### [Provided material]
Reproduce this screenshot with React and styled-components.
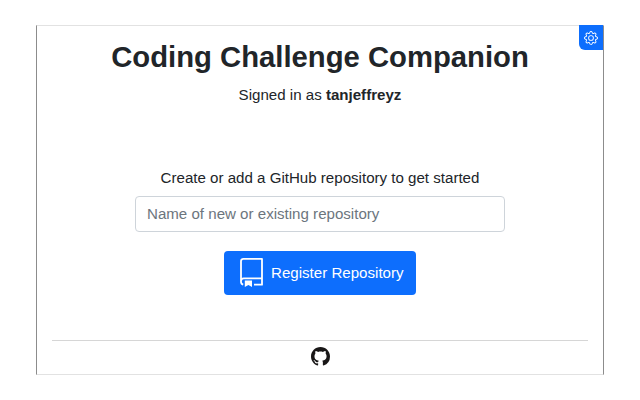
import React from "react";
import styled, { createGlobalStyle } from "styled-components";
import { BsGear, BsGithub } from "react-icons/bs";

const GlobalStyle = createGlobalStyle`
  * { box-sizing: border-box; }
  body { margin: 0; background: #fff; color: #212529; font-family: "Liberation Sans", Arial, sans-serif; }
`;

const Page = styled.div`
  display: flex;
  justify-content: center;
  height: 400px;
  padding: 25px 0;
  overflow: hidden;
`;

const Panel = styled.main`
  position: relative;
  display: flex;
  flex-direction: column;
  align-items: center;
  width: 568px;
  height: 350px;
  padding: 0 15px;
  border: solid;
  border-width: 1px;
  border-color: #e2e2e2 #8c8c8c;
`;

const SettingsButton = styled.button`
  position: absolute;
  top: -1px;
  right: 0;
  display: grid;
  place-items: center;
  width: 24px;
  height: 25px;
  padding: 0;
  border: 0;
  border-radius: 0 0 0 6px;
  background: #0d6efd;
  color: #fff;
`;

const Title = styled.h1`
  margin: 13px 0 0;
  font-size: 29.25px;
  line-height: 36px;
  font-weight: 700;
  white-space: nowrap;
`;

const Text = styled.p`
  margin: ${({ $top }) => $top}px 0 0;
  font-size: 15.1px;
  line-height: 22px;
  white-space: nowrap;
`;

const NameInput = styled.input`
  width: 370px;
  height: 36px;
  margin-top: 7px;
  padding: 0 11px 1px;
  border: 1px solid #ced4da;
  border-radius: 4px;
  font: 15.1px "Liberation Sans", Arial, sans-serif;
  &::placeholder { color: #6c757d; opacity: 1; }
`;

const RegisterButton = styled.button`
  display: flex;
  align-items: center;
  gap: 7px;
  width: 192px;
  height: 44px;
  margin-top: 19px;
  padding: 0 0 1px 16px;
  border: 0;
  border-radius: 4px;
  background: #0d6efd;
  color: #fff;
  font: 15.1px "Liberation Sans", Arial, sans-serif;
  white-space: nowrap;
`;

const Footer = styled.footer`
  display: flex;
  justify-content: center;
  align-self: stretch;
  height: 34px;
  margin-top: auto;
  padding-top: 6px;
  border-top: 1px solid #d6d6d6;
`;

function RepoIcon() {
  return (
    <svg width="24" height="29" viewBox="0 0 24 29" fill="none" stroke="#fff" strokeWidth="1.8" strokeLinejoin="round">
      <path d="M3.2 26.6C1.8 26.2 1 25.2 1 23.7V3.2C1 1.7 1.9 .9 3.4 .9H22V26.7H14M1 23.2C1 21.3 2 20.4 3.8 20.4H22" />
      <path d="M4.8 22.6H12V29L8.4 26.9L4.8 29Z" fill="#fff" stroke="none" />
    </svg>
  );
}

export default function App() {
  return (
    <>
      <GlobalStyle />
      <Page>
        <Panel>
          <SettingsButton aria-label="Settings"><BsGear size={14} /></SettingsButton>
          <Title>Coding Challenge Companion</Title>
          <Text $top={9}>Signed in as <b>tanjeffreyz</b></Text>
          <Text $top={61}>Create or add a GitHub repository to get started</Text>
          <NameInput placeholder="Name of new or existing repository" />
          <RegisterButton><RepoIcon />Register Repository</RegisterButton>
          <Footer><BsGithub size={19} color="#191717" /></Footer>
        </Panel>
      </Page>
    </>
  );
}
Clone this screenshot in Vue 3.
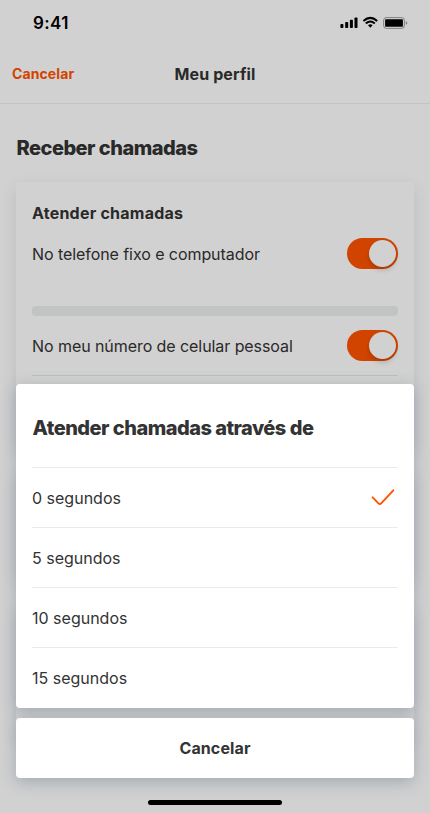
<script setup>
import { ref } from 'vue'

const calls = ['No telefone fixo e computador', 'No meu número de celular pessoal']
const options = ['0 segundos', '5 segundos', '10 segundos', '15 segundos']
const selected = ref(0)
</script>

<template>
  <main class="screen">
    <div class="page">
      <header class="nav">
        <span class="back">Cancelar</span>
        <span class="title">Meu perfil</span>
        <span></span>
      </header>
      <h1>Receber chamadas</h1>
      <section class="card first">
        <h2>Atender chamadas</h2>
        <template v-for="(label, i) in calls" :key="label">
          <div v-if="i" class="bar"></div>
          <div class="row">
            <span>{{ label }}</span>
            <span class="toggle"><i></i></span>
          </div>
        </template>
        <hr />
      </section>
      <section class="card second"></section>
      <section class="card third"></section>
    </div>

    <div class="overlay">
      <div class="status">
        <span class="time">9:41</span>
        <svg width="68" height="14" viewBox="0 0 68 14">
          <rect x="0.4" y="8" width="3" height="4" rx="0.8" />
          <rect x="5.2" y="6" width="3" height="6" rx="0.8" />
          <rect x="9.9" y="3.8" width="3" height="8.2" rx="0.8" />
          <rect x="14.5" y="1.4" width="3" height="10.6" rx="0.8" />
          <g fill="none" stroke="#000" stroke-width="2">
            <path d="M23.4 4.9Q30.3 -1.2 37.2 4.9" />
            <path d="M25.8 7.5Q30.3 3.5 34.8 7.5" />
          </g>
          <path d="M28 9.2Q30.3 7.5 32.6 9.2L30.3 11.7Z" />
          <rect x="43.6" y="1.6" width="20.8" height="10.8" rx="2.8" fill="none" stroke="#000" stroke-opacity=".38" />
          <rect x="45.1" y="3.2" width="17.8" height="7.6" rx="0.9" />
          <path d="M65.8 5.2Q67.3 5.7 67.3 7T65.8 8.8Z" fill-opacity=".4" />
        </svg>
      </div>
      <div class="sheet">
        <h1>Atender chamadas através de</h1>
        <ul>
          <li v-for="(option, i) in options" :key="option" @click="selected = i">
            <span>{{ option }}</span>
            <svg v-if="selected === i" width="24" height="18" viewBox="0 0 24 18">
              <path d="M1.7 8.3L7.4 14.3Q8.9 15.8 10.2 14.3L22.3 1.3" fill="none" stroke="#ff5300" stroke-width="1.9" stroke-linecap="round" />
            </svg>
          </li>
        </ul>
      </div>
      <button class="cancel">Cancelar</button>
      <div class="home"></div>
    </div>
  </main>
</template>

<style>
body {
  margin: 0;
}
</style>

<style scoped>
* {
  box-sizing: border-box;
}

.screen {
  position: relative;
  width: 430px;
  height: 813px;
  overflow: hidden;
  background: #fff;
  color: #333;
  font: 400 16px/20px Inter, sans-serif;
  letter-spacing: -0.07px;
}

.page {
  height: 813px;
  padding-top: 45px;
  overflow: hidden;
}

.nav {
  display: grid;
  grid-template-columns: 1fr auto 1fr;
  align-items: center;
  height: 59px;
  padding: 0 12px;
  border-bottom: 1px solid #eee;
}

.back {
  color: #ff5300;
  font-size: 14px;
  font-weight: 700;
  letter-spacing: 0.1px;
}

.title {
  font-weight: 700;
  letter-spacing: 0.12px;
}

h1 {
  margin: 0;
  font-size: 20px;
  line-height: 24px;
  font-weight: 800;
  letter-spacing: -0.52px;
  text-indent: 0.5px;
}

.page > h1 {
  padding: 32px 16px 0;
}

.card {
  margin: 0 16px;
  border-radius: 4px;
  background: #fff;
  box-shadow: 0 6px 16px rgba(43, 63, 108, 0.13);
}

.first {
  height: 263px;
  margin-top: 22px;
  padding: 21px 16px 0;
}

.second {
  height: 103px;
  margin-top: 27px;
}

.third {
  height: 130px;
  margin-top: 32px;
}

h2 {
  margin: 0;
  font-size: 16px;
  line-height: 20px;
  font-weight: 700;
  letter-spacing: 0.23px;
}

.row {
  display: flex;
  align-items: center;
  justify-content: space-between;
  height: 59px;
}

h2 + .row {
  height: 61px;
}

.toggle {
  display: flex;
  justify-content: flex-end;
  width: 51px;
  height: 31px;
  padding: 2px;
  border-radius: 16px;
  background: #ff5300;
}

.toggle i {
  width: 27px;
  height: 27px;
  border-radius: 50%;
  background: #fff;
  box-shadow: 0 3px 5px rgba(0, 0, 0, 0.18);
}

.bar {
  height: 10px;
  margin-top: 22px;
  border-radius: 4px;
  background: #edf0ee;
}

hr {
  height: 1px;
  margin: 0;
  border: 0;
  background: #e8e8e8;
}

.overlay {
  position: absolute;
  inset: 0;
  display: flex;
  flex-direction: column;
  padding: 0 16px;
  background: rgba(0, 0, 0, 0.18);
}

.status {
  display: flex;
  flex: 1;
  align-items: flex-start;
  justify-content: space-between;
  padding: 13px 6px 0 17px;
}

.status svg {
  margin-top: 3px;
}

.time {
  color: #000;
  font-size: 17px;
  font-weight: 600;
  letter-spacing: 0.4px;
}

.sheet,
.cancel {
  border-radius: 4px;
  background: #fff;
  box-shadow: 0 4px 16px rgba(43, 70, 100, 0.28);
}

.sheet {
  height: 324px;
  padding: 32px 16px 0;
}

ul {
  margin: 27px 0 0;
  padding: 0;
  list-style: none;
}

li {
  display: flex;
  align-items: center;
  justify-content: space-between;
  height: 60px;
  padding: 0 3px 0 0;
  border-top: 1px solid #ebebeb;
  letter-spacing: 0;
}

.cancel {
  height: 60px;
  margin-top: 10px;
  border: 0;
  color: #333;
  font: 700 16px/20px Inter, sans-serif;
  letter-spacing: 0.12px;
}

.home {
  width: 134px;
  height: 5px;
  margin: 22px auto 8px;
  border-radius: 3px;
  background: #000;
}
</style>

### [Task directions]
Scan the material above. Return every line containing the string "screenshot".

### [Answer to this task]
Reproduce this screenshot with React and styled-components.
Clone this screenshot in Vue 3.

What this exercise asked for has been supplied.